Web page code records
/---
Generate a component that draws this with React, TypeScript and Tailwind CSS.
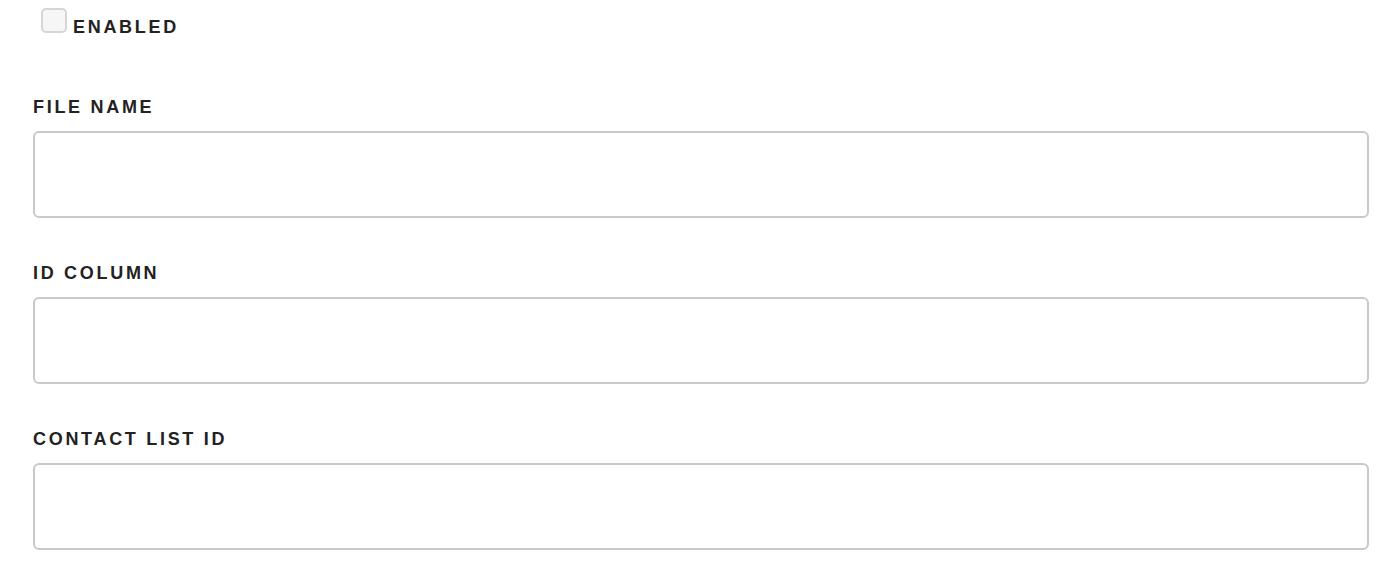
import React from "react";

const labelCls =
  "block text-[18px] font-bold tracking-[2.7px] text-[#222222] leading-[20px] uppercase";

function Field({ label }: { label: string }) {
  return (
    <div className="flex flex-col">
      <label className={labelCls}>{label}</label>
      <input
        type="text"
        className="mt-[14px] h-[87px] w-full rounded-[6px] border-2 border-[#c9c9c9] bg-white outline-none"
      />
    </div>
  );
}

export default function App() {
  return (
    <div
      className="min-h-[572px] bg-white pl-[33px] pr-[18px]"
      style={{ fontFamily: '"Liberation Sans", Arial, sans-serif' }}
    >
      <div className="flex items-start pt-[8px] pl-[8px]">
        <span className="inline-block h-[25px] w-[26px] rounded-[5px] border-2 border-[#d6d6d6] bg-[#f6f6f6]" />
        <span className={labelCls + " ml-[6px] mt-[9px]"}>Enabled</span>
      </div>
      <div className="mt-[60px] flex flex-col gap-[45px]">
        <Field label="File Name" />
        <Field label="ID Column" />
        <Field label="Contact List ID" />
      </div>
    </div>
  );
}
\---
/---
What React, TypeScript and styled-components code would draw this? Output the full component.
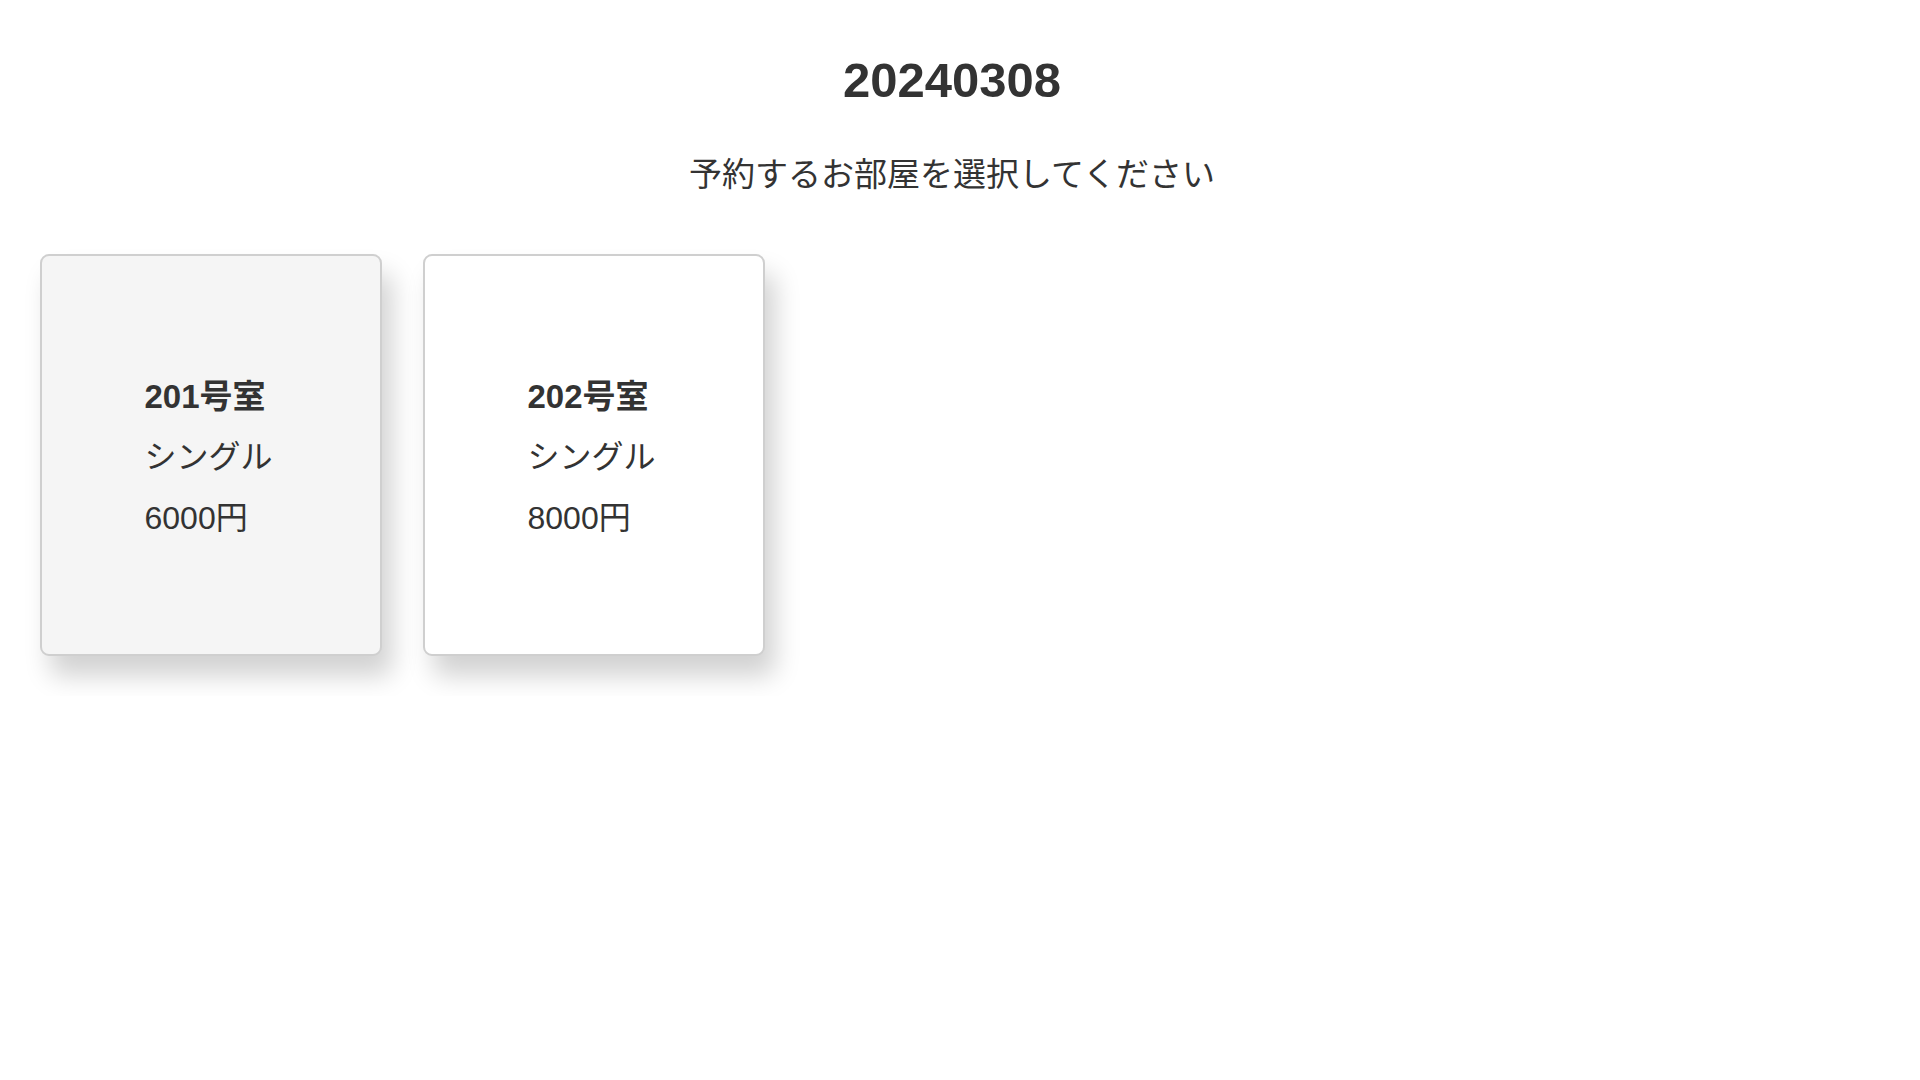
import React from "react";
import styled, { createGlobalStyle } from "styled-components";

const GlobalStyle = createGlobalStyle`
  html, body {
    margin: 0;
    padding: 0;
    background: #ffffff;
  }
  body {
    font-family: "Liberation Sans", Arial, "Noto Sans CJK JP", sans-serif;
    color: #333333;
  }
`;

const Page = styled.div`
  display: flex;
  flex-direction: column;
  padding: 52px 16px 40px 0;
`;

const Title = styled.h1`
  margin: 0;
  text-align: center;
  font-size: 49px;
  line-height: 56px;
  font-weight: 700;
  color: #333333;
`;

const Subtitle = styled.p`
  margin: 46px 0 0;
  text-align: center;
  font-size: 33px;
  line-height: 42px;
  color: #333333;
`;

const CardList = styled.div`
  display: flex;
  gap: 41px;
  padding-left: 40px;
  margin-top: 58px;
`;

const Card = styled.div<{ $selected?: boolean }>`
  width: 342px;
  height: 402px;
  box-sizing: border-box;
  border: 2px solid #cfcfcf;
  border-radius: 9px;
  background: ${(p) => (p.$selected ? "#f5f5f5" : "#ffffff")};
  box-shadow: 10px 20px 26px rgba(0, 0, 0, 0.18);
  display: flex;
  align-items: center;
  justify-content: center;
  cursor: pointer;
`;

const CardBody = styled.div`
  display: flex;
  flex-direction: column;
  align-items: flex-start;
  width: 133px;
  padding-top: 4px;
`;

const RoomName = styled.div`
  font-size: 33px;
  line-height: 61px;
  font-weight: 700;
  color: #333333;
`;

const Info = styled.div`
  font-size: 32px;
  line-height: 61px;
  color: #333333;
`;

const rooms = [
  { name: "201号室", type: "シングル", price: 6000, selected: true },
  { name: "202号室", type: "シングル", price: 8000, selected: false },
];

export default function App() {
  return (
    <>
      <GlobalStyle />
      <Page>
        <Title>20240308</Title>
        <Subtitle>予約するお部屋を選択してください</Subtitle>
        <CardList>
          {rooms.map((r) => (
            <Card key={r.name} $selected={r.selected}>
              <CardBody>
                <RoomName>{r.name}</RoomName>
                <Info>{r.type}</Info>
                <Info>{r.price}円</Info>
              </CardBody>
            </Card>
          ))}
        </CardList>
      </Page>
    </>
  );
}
\---
Using the entries above, transcribe every line from the line containing "Generate a component" through the line containing "text-[18px] font-bold tracking-[2.7px]". Do not copy pictures.

Generate a component that draws this with React, TypeScript and Tailwind CSS.
import React from "react";

const labelCls =
  "block text-[18px] font-bold tracking-[2.7px] text-[#222222] leading-[20px] uppercase";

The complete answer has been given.